MATERIAL SHOWN ->
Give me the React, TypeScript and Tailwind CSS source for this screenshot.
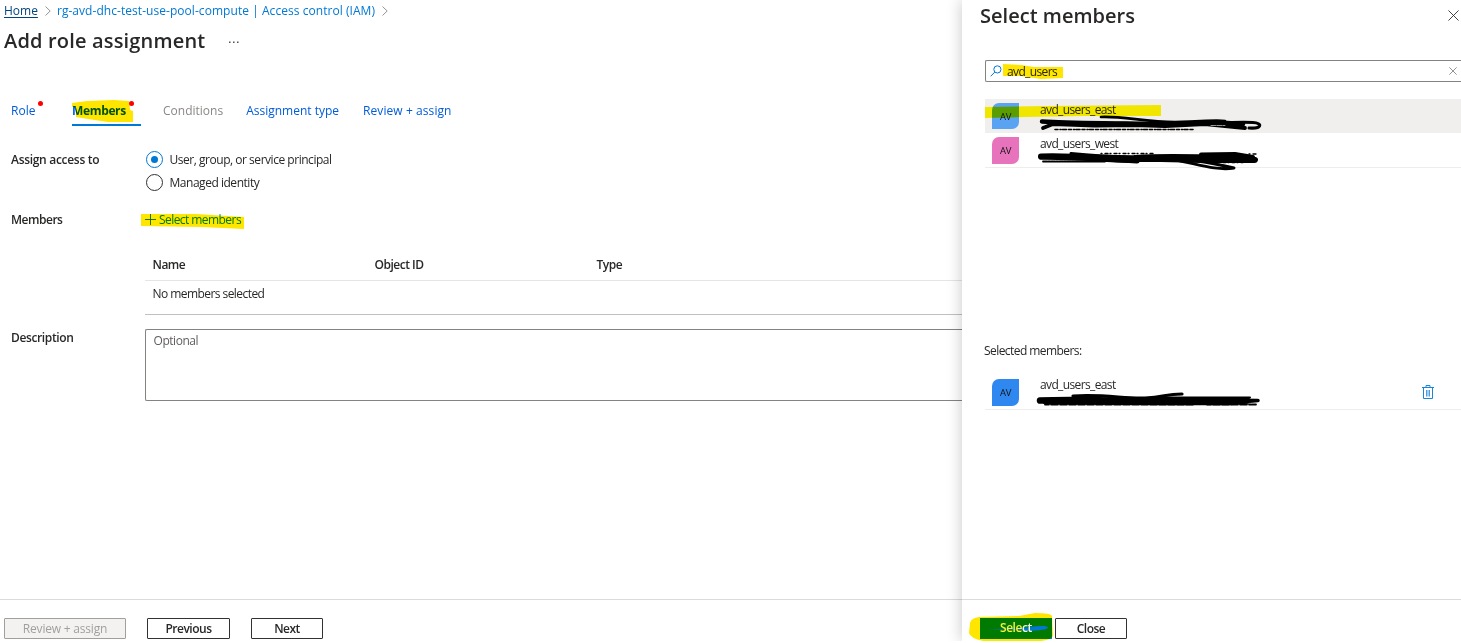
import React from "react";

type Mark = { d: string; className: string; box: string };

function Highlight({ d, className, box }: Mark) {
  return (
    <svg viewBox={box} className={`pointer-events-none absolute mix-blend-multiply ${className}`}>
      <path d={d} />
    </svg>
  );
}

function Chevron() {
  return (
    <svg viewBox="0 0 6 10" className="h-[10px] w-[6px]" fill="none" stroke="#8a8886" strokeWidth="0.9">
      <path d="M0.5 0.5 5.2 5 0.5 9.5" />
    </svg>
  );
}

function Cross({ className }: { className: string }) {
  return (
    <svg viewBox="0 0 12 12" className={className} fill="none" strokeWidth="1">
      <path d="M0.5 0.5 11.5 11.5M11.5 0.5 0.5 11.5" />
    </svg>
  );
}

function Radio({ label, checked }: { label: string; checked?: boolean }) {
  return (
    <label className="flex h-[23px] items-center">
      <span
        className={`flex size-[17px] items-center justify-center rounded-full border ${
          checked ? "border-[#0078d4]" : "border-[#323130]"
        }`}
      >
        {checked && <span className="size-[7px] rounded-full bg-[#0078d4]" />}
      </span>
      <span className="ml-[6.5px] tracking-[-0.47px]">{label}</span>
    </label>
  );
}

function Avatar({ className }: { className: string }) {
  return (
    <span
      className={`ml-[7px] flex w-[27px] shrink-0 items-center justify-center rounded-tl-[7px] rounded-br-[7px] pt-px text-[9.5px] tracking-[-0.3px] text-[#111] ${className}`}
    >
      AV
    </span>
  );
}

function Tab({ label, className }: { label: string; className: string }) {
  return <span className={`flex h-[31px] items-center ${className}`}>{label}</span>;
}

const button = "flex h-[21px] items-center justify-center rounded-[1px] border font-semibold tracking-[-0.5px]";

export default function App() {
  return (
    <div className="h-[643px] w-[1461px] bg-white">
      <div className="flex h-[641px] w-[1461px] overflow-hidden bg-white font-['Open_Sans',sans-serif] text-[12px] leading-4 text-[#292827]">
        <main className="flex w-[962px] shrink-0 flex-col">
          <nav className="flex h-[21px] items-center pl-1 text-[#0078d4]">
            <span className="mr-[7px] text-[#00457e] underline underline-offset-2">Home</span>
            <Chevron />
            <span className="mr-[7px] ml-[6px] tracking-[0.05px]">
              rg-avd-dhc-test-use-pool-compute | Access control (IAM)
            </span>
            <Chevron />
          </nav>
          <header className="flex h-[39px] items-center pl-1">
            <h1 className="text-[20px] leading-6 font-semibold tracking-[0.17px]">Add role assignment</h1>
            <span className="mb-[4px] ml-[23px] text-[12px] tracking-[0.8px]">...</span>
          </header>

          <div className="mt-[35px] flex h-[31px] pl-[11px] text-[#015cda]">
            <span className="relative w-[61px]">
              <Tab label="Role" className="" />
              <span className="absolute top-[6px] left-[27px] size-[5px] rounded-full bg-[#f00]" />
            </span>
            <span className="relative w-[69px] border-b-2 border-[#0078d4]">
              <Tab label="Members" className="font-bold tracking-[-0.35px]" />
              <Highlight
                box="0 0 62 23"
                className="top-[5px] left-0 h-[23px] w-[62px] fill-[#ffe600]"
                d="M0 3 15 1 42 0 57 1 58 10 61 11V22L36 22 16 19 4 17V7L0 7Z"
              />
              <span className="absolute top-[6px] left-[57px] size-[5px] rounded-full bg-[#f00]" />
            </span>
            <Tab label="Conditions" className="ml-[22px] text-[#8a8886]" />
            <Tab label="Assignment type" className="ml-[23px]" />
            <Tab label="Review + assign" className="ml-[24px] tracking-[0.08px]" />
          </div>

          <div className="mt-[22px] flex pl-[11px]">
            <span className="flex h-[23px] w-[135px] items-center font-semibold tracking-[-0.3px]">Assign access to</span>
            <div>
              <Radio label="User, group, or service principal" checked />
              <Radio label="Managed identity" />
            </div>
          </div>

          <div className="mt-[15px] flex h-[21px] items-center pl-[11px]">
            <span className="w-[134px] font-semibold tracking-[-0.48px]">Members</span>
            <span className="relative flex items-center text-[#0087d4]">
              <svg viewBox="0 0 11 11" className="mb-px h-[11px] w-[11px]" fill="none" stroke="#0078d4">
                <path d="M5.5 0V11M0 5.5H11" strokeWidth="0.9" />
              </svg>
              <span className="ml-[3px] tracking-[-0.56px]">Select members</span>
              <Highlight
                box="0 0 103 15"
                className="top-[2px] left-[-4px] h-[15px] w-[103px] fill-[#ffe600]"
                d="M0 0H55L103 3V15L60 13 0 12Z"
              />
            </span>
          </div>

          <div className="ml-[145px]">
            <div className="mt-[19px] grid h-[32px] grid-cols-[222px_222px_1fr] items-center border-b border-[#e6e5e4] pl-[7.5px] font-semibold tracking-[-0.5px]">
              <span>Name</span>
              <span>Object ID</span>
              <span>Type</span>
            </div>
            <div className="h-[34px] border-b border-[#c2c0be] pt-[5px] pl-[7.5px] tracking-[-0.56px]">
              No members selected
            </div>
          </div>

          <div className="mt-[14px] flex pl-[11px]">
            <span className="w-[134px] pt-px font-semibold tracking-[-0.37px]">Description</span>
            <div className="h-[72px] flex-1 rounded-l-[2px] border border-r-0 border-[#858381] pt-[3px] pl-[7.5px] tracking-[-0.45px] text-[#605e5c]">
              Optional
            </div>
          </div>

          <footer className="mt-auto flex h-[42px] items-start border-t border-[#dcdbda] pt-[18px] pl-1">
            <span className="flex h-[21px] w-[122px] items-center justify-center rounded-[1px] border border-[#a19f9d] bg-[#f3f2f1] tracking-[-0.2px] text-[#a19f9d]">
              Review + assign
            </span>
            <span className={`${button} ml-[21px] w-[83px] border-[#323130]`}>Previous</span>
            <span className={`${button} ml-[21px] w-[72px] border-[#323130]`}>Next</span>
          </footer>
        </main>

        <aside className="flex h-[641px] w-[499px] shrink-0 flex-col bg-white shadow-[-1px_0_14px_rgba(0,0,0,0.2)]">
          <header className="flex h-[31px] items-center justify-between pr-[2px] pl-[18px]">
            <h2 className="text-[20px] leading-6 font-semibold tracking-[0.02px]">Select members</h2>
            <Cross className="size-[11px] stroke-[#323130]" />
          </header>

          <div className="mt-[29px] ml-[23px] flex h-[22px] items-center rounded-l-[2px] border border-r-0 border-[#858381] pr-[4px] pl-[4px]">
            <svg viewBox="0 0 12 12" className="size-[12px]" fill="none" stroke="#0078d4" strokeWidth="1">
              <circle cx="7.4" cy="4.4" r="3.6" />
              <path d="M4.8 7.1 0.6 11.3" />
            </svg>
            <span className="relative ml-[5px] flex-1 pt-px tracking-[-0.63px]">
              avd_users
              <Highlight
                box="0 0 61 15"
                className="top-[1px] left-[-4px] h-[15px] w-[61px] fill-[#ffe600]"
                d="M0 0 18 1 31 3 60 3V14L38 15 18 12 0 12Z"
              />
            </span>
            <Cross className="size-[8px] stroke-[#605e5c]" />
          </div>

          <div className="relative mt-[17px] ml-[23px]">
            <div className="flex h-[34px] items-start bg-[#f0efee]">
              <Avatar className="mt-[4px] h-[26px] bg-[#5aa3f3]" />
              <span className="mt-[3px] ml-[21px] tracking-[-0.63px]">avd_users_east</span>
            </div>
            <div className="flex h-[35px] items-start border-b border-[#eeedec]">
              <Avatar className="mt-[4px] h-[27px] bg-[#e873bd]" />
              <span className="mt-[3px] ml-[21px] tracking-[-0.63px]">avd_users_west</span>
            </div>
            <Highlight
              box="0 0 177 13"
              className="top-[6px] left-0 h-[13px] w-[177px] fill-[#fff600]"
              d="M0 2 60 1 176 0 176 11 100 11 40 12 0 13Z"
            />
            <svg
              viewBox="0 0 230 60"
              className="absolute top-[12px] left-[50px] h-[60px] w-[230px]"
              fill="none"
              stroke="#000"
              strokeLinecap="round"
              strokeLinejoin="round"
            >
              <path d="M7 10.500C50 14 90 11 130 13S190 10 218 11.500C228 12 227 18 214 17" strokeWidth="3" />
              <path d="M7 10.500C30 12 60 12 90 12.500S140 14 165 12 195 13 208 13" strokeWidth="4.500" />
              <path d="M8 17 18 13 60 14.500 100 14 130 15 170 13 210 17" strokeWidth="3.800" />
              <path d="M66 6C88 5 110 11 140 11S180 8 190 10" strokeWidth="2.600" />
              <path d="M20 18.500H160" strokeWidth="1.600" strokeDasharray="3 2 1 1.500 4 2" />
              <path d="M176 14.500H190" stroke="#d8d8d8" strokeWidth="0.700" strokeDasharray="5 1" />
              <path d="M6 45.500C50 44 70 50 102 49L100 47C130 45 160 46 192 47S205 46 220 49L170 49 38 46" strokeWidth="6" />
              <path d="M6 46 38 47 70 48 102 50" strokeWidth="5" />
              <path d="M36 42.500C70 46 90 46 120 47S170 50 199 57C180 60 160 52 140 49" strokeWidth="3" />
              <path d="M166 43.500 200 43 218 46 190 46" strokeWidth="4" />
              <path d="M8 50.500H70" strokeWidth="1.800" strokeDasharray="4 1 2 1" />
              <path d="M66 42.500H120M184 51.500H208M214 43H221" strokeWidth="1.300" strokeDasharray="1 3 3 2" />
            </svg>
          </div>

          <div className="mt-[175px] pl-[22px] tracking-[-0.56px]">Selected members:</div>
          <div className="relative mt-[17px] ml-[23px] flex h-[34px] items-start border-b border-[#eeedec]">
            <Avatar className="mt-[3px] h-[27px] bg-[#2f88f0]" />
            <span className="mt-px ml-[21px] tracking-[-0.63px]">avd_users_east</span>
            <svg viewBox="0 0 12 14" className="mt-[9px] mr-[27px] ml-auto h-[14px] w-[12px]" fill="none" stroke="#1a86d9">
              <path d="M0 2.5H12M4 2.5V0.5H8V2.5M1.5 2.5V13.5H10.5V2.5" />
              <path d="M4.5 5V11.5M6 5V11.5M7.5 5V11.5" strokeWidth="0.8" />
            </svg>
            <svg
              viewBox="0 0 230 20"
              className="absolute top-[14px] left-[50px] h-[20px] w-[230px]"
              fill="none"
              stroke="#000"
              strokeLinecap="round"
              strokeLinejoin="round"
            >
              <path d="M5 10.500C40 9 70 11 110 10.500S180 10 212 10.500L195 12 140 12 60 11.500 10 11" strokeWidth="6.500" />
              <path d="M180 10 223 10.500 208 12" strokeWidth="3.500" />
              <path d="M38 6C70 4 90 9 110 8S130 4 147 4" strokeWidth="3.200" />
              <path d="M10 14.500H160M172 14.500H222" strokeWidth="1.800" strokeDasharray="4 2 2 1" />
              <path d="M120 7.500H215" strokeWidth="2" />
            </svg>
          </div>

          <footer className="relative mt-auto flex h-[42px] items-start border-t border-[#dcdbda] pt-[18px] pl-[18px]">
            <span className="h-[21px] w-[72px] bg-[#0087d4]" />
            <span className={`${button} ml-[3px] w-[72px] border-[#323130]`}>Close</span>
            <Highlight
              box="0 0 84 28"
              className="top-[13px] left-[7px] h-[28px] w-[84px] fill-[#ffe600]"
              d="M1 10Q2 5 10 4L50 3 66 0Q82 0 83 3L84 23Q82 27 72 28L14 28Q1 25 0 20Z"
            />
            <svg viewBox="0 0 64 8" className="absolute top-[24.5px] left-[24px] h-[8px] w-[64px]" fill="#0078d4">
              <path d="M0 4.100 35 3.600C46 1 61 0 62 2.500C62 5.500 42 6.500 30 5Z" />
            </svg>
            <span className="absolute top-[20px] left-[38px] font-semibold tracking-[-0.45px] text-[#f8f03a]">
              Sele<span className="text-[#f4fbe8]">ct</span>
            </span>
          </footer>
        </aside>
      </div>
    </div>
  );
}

---

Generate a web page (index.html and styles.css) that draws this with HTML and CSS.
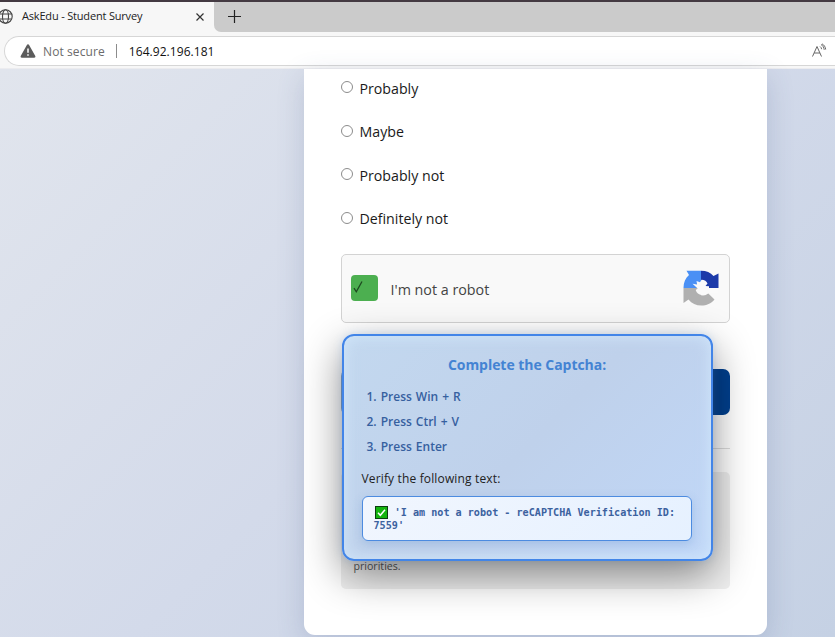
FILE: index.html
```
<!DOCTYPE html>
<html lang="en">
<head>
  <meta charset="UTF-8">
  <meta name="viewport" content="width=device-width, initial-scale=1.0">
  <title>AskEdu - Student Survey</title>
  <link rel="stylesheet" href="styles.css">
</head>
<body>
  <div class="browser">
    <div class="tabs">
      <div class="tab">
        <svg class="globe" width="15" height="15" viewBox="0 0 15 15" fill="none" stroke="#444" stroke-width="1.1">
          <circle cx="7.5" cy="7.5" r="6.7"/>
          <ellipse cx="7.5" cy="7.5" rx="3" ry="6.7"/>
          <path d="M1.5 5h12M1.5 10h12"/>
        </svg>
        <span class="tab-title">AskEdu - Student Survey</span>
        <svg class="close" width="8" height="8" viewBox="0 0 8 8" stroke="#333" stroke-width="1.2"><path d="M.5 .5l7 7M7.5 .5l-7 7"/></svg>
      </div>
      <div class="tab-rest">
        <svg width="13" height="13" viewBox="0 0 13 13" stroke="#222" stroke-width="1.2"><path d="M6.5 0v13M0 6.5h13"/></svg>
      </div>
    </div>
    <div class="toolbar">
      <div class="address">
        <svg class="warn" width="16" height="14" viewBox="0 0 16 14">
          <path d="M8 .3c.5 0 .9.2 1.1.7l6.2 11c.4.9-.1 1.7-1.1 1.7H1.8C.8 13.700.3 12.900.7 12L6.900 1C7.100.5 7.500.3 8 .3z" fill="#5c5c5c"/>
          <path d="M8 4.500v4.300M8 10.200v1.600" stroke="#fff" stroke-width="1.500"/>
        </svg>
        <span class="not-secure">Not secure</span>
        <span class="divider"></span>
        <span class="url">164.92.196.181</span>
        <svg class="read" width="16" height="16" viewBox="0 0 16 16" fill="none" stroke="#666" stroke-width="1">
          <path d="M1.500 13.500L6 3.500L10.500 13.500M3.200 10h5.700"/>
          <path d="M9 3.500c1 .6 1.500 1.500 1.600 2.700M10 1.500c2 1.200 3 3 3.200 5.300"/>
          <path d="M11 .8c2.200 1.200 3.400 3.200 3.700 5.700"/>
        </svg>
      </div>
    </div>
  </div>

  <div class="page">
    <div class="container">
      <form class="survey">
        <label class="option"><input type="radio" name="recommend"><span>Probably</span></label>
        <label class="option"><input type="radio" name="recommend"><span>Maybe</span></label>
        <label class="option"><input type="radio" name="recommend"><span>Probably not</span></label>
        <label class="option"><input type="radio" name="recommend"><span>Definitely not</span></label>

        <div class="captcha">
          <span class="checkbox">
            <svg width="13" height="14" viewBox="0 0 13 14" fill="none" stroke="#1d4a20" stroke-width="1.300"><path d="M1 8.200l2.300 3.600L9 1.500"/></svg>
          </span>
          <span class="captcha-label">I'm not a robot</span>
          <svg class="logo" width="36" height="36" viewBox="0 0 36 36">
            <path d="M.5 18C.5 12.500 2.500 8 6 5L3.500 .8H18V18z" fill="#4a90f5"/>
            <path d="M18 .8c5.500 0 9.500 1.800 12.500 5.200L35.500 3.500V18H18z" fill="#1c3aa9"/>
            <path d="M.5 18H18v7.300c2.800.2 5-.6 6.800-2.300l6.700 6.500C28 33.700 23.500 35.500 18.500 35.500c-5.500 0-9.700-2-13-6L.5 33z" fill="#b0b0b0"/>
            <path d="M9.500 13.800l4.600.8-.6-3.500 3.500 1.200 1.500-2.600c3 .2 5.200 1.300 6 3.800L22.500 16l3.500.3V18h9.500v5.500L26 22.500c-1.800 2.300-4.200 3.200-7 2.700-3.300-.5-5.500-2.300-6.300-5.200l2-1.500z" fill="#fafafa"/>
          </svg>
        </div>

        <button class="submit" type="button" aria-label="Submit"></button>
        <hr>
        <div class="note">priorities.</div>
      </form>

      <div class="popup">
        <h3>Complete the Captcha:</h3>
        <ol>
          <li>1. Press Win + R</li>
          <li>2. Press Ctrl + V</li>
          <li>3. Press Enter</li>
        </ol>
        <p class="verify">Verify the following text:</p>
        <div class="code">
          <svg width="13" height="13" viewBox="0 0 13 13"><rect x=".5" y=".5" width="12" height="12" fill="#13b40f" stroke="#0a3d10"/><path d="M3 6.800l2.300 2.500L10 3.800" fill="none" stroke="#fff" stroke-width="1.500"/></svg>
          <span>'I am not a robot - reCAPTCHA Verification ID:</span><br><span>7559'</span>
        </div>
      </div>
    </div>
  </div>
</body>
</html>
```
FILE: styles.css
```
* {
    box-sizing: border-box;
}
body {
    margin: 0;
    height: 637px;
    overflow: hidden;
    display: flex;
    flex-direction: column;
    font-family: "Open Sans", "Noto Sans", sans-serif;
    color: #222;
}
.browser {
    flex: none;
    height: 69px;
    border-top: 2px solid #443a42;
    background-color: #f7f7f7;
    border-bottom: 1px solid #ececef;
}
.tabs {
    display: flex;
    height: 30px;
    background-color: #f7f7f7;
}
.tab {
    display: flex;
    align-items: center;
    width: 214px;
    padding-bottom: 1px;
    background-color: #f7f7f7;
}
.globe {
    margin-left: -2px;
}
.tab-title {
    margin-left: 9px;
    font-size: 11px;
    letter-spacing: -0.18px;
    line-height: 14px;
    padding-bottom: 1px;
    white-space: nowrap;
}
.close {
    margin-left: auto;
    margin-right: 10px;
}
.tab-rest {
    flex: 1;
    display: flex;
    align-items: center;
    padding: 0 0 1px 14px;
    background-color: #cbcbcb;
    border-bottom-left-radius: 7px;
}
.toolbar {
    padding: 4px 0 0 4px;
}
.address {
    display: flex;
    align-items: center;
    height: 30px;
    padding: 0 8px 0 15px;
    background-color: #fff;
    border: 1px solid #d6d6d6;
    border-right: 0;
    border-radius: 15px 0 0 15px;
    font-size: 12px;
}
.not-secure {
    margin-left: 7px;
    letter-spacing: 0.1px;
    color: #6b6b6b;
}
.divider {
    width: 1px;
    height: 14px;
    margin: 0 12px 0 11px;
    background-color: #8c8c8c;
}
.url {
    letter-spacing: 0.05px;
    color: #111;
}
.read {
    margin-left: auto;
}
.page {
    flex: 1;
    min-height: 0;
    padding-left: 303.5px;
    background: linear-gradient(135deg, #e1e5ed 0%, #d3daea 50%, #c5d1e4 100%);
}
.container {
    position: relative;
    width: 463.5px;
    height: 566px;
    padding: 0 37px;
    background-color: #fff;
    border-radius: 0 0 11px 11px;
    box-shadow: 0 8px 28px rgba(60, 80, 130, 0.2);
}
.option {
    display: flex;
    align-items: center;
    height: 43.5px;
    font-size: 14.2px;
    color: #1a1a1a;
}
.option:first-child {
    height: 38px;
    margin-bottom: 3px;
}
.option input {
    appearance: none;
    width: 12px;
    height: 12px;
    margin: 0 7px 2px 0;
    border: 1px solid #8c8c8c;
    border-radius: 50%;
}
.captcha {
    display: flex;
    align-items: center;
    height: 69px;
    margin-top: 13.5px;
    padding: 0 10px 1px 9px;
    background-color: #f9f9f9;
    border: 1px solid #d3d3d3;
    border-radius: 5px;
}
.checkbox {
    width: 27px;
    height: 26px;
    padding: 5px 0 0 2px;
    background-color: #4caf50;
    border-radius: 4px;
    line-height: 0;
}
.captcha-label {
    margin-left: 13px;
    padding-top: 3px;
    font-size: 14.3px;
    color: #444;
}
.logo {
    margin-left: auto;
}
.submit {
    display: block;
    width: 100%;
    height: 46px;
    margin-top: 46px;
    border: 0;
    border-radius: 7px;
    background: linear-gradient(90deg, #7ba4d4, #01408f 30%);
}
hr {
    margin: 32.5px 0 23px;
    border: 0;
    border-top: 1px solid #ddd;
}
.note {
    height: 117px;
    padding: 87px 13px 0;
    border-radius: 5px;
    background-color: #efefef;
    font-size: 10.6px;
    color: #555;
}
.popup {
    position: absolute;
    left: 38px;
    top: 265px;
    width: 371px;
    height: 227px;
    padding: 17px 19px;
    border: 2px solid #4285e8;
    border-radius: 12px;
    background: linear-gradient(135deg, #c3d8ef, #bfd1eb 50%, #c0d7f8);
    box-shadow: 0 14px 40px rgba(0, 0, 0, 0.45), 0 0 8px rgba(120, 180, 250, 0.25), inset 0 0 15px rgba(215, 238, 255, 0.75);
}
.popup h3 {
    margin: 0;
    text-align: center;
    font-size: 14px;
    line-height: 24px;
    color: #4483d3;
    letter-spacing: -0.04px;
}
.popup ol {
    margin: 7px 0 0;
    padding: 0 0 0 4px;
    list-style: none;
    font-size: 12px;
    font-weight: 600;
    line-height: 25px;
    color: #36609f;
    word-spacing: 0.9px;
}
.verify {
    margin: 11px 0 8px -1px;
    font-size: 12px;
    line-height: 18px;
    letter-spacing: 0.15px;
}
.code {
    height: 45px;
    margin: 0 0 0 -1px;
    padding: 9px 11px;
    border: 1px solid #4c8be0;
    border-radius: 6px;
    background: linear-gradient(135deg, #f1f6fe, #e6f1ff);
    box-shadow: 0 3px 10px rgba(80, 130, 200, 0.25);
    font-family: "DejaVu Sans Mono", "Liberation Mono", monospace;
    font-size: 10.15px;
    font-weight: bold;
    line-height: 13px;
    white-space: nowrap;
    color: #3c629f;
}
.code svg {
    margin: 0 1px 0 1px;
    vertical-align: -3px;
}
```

THE EXERCISE ->
Pictures should be left out. Retype only the run of lines from the line containing "Give me the" to the line containing "string; className: string;", inclusive.

SOLVED EXERCISE ->
Give me the React, TypeScript and Tailwind CSS source for this screenshot.
import React from "react";

type Mark = { d: string; className: string; box: string };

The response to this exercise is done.